DATA SUPPLIED |
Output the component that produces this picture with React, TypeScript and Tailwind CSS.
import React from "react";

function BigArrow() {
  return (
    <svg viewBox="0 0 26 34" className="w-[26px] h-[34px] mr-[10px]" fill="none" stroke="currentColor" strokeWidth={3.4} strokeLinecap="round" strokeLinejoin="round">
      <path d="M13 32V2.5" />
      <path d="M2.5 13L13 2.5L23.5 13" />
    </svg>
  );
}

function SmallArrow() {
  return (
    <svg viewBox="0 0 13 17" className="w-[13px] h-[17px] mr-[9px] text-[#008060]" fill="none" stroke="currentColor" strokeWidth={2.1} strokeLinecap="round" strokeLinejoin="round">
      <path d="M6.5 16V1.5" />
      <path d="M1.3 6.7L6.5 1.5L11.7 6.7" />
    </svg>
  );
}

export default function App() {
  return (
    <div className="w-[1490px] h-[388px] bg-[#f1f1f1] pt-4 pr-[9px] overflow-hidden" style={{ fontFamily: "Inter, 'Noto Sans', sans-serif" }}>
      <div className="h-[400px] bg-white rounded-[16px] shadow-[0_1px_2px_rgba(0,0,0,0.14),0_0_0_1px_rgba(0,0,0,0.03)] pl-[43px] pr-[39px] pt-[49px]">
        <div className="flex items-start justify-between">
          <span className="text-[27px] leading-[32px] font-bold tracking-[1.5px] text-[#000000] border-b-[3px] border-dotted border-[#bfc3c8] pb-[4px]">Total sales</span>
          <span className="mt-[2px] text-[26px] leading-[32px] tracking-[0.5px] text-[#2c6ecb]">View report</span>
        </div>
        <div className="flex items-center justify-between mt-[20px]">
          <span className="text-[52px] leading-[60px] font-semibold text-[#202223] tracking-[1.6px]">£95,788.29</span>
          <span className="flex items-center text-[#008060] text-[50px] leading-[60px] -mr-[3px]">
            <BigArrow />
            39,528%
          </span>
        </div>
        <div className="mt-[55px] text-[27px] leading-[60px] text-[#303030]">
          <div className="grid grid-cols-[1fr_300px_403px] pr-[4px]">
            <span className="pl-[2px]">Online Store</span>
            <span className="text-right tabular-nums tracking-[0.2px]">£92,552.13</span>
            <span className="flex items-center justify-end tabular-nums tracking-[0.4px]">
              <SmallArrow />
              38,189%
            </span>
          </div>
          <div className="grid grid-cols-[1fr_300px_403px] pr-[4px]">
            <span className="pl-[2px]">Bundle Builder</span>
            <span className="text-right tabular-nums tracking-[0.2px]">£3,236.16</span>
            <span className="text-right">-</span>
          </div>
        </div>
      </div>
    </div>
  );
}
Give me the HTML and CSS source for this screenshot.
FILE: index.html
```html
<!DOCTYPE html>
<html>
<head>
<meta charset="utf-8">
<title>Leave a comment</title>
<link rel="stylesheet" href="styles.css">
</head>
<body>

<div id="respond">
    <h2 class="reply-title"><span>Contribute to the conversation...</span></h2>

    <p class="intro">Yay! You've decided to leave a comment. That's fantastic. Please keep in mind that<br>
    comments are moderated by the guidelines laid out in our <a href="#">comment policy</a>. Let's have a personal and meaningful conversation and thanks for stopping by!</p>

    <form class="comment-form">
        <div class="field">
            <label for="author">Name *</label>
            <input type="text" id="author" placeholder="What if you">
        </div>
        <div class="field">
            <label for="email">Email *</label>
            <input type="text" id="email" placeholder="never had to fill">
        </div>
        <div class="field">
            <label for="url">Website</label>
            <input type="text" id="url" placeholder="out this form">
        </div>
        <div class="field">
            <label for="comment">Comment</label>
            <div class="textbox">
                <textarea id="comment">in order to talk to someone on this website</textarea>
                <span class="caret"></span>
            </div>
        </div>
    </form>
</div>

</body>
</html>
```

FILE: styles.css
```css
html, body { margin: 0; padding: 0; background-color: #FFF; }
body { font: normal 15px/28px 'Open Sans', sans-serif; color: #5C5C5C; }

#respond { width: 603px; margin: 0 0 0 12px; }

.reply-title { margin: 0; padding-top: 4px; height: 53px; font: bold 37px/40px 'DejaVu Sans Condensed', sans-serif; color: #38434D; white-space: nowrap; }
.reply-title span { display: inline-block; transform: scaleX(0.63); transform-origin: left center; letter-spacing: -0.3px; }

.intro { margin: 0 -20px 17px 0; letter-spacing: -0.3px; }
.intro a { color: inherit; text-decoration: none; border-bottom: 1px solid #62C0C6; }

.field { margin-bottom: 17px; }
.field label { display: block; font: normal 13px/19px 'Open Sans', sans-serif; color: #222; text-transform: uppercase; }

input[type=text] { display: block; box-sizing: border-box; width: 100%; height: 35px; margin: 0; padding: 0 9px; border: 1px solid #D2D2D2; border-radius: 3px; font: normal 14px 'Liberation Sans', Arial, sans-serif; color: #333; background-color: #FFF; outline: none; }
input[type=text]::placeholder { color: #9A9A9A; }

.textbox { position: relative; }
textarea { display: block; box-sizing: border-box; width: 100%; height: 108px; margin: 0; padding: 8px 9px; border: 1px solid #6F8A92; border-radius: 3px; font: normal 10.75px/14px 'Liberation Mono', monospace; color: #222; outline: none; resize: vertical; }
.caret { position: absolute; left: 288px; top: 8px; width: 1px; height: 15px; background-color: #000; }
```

REQUIRED TASK |
Please return the data above exactly as given.

RESPONSE FOR THIS EXERCISE |
Output the component that produces this picture with React, TypeScript and Tailwind CSS.
import React from "react";

function BigArrow() {
  return (
    <svg viewBox="0 0 26 34" className="w-[26px] h-[34px] mr-[10px]" fill="none" stroke="currentColor" strokeWidth={3.4} strokeLinecap="round" strokeLinejoin="round">
      <path d="M13 32V2.5" />
      <path d="M2.5 13L13 2.5L23.5 13" />
    </svg>
  );
}

function SmallArrow() {
  return (
    <svg viewBox="0 0 13 17" className="w-[13px] h-[17px] mr-[9px] text-[#008060]" fill="none" stroke="currentColor" strokeWidth={2.1} strokeLinecap="round" strokeLinejoin="round">
      <path d="M6.5 16V1.5" />
      <path d="M1.3 6.7L6.5 1.5L11.7 6.7" />
    </svg>
  );
}

export default function App() {
  return (
    <div className="w-[1490px] h-[388px] bg-[#f1f1f1] pt-4 pr-[9px] overflow-hidden" style={{ fontFamily: "Inter, 'Noto Sans', sans-serif" }}>
      <div className="h-[400px] bg-white rounded-[16px] shadow-[0_1px_2px_rgba(0,0,0,0.14),0_0_0_1px_rgba(0,0,0,0.03)] pl-[43px] pr-[39px] pt-[49px]">
        <div className="flex items-start justify-between">
          <span className="text-[27px] leading-[32px] font-bold tracking-[1.5px] text-[#000000] border-b-[3px] border-dotted border-[#bfc3c8] pb-[4px]">Total sales</span>
          <span className="mt-[2px] text-[26px] leading-[32px] tracking-[0.5px] text-[#2c6ecb]">View report</span>
        </div>
        <div className="flex items-center justify-between mt-[20px]">
          <span className="text-[52px] leading-[60px] font-semibold text-[#202223] tracking-[1.6px]">£95,788.29</span>
          <span className="flex items-center text-[#008060] text-[50px] leading-[60px] -mr-[3px]">
            <BigArrow />
            39,528%
          </span>
        </div>
        <div className="mt-[55px] text-[27px] leading-[60px] text-[#303030]">
          <div className="grid grid-cols-[1fr_300px_403px] pr-[4px]">
            <span className="pl-[2px]">Online Store</span>
            <span className="text-right tabular-nums tracking-[0.2px]">£92,552.13</span>
            <span className="flex items-center justify-end tabular-nums tracking-[0.4px]">
              <SmallArrow />
              38,189%
            </span>
          </div>
          <div className="grid grid-cols-[1fr_300px_403px] pr-[4px]">
            <span className="pl-[2px]">Bundle Builder</span>
            <span className="text-right tabular-nums tracking-[0.2px]">£3,236.16</span>
            <span className="text-right">-</span>
          </div>
        </div>
      </div>
    </div>
  );
}
Give me the HTML and CSS source for this screenshot.
FILE: index.html
```html
<!DOCTYPE html>
<html>
<head>
<meta charset="utf-8">
<title>Leave a comment</title>
<link rel="stylesheet" href="styles.css">
</head>
<body>

<div id="respond">
    <h2 class="reply-title"><span>Contribute to the conversation...</span></h2>

    <p class="intro">Yay! You've decided to leave a comment. That's fantastic. Please keep in mind that<br>
    comments are moderated by the guidelines laid out in our <a href="#">comment policy</a>. Let's have a personal and meaningful conversation and thanks for stopping by!</p>

    <form class="comment-form">
        <div class="field">
            <label for="author">Name *</label>
            <input type="text" id="author" placeholder="What if you">
        </div>
        <div class="field">
            <label for="email">Email *</label>
            <input type="text" id="email" placeholder="never had to fill">
        </div>
        <div class="field">
            <label for="url">Website</label>
            <input type="text" id="url" placeholder="out this form">
        </div>
        <div class="field">
            <label for="comment">Comment</label>
            <div class="textbox">
                <textarea id="comment">in order to talk to someone on this website</textarea>
                <span class="caret"></span>
            </div>
        </div>
    </form>
</div>

</body>
</html>
```

FILE: styles.css
```css
html, body { margin: 0; padding: 0; background-color: #FFF; }
body { font: normal 15px/28px 'Open Sans', sans-serif; color: #5C5C5C; }

#respond { width: 603px; margin: 0 0 0 12px; }

.reply-title { margin: 0; padding-top: 4px; height: 53px; font: bold 37px/40px 'DejaVu Sans Condensed', sans-serif; color: #38434D; white-space: nowrap; }
.reply-title span { display: inline-block; transform: scaleX(0.63); transform-origin: left center; letter-spacing: -0.3px; }

.intro { margin: 0 -20px 17px 0; letter-spacing: -0.3px; }
.intro a { color: inherit; text-decoration: none; border-bottom: 1px solid #62C0C6; }

.field { margin-bottom: 17px; }
.field label { display: block; font: normal 13px/19px 'Open Sans', sans-serif; color: #222; text-transform: uppercase; }

input[type=text] { display: block; box-sizing: border-box; width: 100%; height: 35px; margin: 0; padding: 0 9px; border: 1px solid #D2D2D2; border-radius: 3px; font: normal 14px 'Liberation Sans', Arial, sans-serif; color: #333; background-color: #FFF; outline: none; }
input[type=text]::placeholder { color: #9A9A9A; }

.textbox { position: relative; }
textarea { display: block; box-sizing: border-box; width: 100%; height: 108px; margin: 0; padding: 8px 9px; border: 1px solid #6F8A92; border-radius: 3px; font: normal 10.75px/14px 'Liberation Mono', monospace; color: #222; outline: none; resize: vertical; }
.caret { position: absolute; left: 288px; top: 8px; width: 1px; height: 15px; background-color: #000; }
```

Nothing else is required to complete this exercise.